Given material ::
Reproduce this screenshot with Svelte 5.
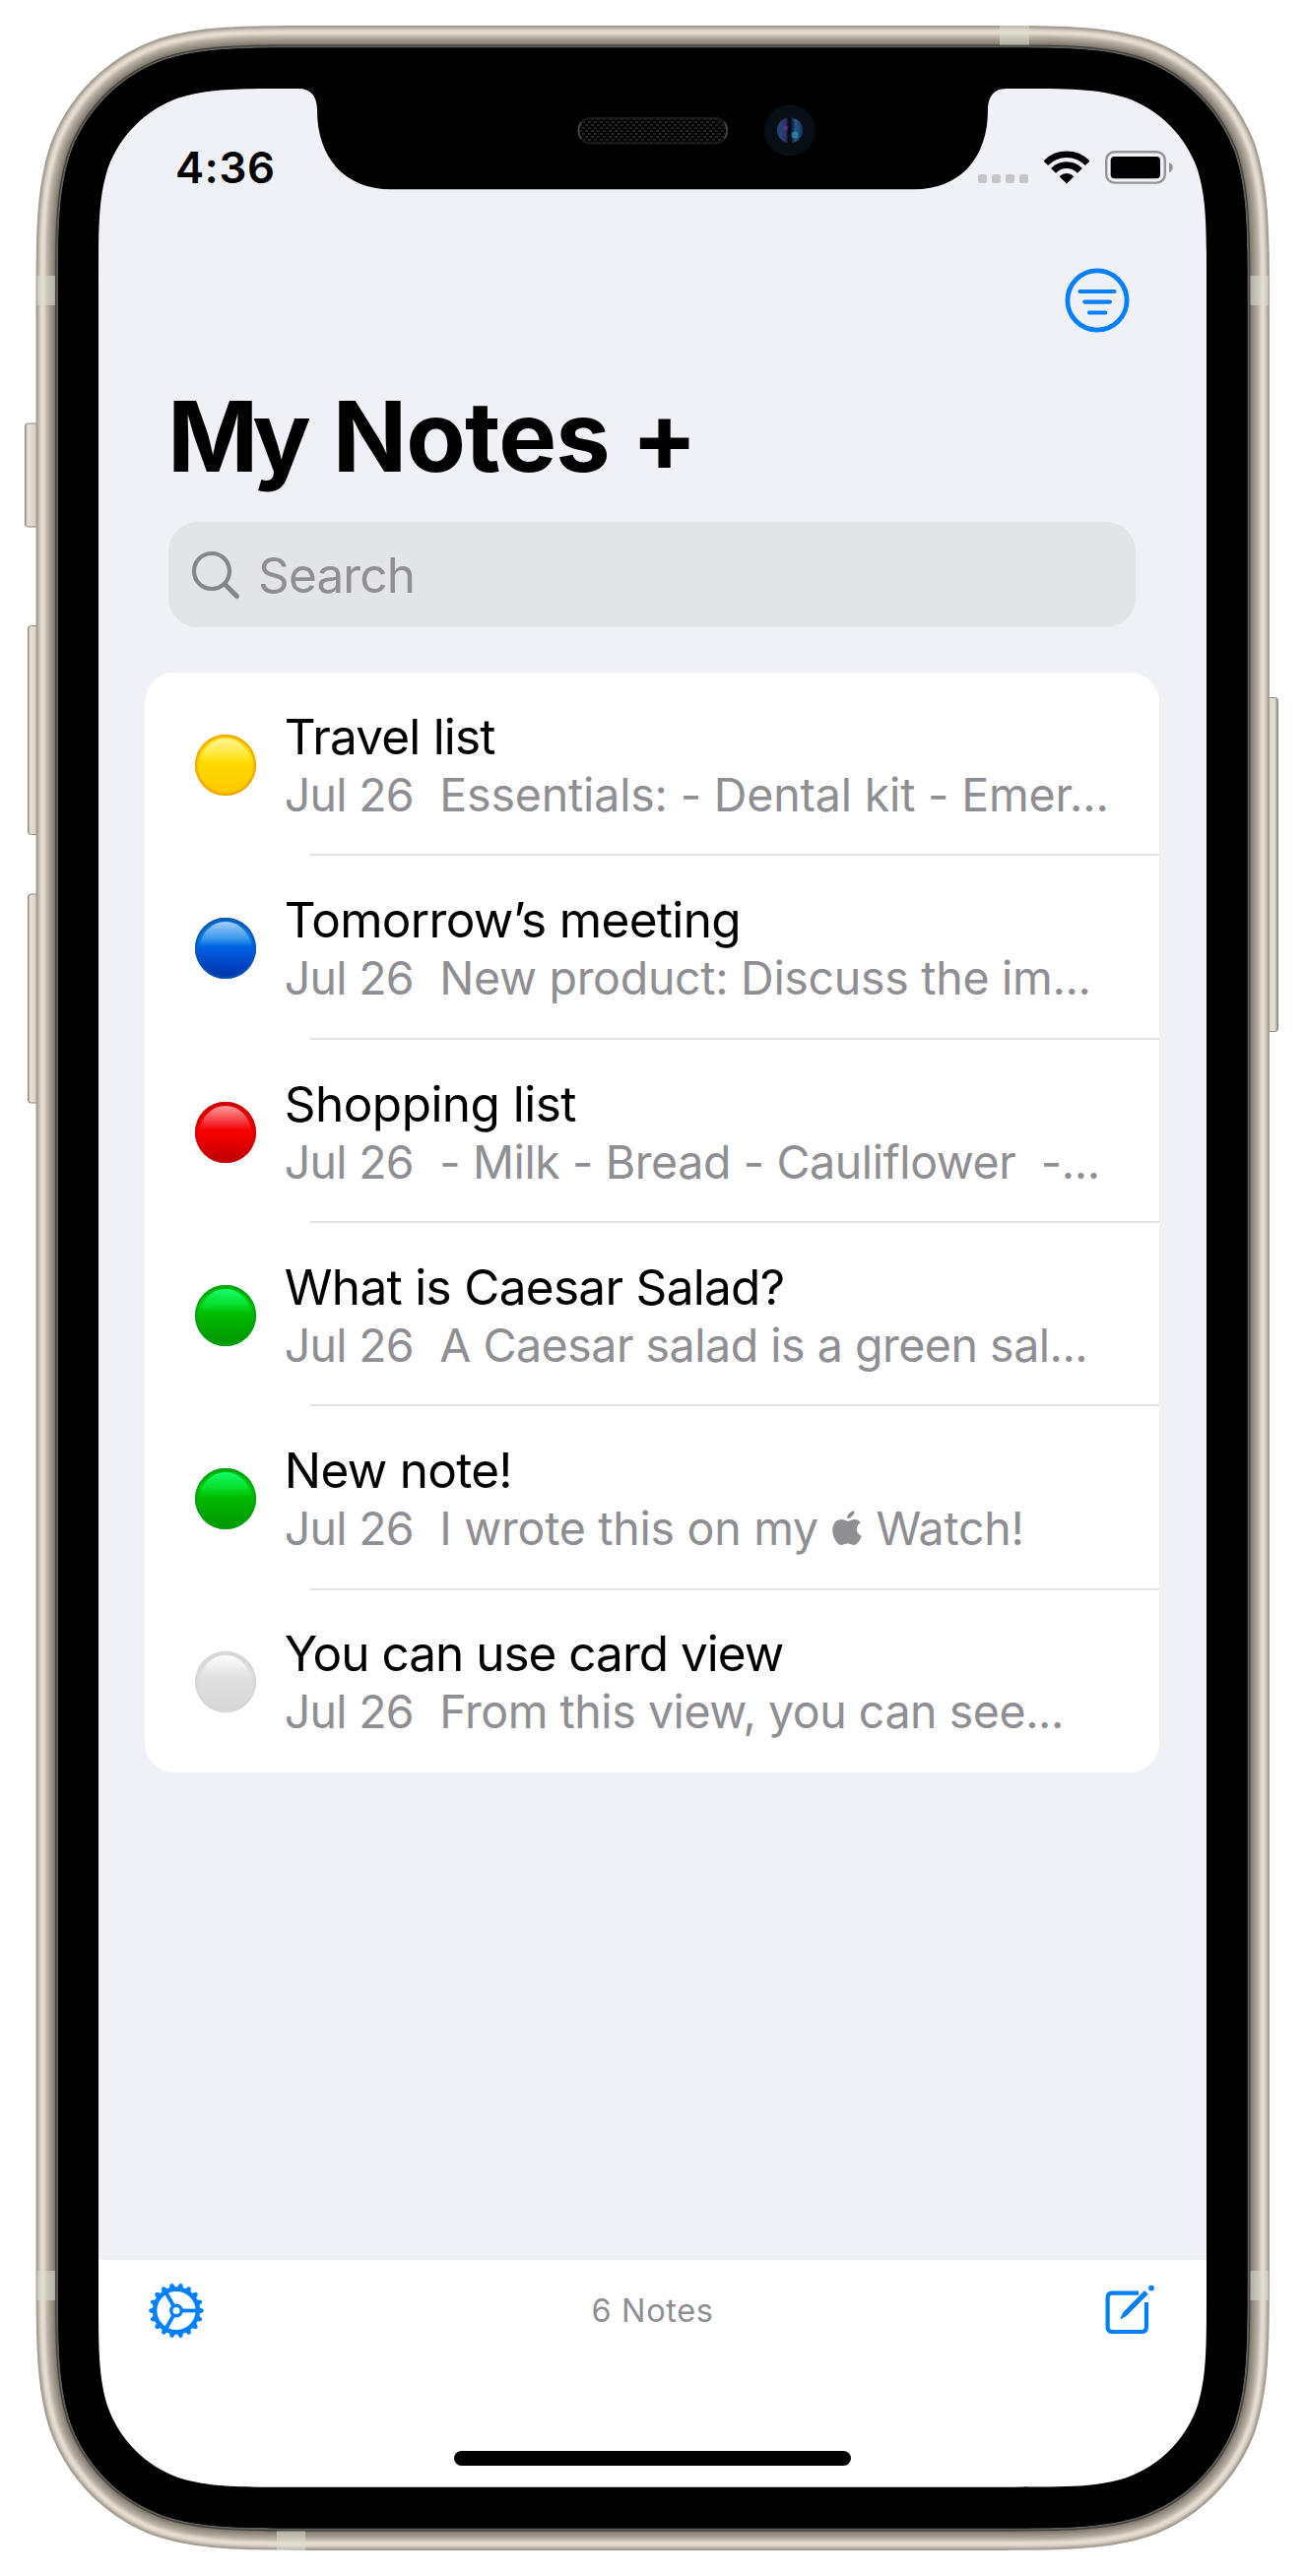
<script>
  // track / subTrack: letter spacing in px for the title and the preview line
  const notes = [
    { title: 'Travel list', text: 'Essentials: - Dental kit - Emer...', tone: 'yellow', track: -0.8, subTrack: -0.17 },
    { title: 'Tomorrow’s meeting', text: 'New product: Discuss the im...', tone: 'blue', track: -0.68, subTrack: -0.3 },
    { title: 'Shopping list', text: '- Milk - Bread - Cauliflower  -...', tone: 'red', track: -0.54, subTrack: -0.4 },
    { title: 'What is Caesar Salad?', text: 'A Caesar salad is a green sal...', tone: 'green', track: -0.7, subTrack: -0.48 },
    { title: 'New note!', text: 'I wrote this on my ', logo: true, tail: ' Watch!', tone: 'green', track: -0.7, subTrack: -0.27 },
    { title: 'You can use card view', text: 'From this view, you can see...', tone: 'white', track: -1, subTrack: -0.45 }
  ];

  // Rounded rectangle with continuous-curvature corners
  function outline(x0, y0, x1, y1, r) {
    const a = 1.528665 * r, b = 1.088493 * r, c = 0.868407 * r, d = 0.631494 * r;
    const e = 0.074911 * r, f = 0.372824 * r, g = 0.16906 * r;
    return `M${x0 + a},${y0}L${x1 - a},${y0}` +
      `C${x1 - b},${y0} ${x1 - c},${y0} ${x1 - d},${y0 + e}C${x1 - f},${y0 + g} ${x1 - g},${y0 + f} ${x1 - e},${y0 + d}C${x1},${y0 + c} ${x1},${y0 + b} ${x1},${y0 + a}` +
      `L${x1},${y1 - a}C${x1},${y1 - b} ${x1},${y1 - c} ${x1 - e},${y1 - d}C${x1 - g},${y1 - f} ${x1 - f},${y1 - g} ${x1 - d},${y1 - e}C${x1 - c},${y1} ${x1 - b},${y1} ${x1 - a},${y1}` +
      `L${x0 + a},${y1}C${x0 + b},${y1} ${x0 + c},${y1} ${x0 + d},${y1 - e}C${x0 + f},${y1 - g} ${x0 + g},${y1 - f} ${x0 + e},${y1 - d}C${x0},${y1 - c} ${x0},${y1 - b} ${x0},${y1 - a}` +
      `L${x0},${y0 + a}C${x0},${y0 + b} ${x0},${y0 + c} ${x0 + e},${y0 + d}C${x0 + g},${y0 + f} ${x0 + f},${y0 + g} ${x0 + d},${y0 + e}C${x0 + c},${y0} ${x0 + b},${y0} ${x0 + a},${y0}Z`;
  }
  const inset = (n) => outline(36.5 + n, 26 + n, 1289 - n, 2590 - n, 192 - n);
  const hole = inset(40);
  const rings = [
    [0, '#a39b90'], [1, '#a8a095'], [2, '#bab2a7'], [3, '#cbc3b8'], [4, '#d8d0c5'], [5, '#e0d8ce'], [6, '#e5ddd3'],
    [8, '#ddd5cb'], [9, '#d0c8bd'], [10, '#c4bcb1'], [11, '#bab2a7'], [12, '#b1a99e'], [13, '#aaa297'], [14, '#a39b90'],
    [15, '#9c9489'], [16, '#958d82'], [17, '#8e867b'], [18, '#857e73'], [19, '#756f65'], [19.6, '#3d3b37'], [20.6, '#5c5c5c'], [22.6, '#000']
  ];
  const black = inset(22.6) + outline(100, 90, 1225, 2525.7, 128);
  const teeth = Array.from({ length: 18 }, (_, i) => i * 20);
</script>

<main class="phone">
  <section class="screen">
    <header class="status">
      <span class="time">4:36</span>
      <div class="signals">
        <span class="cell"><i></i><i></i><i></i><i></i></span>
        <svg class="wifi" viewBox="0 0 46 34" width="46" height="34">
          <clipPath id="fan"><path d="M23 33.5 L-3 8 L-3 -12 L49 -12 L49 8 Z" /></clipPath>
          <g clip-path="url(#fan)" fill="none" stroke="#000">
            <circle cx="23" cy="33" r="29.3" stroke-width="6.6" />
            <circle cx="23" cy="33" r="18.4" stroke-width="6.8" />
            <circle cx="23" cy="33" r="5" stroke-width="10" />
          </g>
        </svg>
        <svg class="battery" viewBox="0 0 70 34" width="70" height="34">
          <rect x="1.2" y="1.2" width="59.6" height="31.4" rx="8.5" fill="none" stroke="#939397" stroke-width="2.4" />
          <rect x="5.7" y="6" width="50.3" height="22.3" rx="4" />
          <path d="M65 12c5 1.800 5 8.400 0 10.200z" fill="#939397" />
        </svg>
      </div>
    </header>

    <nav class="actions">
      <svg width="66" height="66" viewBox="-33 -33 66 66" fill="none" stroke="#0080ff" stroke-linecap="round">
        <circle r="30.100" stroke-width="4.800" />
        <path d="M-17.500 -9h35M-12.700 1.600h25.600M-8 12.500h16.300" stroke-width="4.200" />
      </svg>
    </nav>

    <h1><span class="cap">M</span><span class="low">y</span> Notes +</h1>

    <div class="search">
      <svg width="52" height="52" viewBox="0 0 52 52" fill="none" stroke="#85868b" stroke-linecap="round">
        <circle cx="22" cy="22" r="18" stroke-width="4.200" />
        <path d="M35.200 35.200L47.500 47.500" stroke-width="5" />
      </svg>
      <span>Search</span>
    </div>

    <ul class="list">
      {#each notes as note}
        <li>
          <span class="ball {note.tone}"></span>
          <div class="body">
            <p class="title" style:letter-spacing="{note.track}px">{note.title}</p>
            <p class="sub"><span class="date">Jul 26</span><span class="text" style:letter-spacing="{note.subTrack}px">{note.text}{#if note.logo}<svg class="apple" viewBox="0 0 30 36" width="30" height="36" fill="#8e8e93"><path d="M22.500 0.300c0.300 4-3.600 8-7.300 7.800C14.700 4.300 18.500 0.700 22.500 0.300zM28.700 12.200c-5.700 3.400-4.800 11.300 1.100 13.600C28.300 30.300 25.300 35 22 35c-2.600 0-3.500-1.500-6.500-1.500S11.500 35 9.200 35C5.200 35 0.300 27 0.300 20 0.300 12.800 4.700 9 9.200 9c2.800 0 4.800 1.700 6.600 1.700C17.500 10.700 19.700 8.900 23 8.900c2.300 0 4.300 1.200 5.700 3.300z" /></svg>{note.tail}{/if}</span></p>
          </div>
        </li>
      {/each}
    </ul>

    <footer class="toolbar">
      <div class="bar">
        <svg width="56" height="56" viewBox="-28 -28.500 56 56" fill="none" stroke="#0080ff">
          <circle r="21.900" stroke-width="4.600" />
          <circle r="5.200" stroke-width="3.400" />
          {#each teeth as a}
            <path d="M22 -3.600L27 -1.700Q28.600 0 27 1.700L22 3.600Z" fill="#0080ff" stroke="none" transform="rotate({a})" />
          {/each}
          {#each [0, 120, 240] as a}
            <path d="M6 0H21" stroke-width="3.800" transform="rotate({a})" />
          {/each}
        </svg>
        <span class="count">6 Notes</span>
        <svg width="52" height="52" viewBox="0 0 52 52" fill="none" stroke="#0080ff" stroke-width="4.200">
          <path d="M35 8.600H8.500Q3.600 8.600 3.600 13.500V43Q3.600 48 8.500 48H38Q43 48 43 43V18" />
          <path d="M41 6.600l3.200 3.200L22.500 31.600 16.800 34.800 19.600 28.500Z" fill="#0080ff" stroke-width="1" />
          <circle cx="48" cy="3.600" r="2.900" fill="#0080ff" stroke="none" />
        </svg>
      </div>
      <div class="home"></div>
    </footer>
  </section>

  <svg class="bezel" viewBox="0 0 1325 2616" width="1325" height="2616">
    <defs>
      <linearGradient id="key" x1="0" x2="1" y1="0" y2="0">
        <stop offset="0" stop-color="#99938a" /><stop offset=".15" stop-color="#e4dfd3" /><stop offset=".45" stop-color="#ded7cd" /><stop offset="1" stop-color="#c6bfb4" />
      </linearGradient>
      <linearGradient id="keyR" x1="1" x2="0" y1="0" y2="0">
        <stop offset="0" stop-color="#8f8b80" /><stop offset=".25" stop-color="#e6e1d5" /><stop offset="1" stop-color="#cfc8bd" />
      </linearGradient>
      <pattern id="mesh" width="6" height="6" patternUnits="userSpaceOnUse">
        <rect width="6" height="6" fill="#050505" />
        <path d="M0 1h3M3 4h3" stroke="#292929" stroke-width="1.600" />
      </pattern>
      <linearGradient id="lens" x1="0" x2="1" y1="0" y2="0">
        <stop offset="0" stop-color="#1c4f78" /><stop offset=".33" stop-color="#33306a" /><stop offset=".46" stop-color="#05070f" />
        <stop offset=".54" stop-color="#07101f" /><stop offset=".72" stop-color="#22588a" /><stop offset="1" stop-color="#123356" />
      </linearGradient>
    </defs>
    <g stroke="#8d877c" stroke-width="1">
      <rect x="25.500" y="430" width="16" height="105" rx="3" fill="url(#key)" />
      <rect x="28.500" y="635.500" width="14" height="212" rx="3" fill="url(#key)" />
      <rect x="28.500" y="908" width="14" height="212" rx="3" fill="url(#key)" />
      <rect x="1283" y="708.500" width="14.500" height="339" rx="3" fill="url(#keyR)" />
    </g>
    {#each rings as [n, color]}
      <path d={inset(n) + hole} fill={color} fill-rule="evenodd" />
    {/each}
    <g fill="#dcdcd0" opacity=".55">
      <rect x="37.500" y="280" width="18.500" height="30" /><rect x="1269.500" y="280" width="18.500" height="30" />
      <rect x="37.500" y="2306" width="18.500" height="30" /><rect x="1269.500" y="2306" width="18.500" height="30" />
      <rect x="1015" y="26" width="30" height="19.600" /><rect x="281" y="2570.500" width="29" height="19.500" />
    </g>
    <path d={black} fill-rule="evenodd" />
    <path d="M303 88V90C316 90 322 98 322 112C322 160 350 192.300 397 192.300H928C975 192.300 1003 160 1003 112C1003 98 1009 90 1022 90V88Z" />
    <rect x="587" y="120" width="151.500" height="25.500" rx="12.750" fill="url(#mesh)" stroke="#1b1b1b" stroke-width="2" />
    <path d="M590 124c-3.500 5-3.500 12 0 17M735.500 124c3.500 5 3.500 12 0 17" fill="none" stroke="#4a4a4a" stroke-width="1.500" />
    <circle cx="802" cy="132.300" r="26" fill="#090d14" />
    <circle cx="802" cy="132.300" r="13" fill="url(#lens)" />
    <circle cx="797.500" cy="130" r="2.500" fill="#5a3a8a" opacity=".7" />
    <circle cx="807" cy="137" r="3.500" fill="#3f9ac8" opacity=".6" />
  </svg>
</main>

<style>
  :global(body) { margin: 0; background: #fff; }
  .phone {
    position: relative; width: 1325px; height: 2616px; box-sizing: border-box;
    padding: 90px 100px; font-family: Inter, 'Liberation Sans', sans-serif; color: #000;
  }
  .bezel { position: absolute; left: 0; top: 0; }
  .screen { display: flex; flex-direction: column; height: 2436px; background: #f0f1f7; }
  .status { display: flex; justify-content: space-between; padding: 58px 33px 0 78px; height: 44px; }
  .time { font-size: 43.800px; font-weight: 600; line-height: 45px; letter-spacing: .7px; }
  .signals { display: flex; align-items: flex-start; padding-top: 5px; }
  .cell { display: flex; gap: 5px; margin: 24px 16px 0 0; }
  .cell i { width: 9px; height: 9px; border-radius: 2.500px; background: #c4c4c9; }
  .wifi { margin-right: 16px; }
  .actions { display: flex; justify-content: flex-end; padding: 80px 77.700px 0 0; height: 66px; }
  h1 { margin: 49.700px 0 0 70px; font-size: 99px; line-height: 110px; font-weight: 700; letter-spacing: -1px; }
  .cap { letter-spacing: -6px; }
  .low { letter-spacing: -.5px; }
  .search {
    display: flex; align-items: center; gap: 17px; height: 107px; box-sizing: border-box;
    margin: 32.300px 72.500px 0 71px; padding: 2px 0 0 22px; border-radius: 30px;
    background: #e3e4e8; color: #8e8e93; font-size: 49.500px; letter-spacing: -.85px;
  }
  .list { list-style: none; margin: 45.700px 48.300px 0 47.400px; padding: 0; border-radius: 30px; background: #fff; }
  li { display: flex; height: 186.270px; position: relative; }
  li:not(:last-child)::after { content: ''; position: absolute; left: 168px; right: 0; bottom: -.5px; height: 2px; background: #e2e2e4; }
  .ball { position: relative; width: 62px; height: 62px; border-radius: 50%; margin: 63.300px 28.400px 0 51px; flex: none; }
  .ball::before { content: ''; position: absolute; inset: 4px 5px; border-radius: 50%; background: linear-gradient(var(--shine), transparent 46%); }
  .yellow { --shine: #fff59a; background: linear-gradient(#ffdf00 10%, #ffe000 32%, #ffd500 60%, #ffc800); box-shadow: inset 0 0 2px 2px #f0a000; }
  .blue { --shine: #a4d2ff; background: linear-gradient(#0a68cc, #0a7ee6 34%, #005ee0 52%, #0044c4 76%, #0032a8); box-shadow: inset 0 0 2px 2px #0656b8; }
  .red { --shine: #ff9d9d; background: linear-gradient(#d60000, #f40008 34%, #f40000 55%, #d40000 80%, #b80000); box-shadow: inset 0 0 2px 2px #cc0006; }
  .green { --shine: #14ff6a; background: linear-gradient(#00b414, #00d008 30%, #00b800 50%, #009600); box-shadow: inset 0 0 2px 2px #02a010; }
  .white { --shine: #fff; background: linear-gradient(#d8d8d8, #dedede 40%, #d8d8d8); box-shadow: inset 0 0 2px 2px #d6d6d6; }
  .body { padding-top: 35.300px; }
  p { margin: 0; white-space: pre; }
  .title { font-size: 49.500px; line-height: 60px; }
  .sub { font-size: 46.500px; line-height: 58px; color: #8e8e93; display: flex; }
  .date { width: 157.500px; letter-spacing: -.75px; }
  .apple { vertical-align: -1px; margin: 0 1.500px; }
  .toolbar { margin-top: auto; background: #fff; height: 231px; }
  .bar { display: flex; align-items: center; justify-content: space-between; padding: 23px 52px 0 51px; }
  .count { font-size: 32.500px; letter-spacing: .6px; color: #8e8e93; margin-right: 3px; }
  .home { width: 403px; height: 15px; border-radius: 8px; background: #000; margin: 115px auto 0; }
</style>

Your task ::
Copy each line above that contains the string "with".

Exercise solution ::
Reproduce this screenshot with Svelte 5.
  // Rounded rectangle with continuous-curvature corners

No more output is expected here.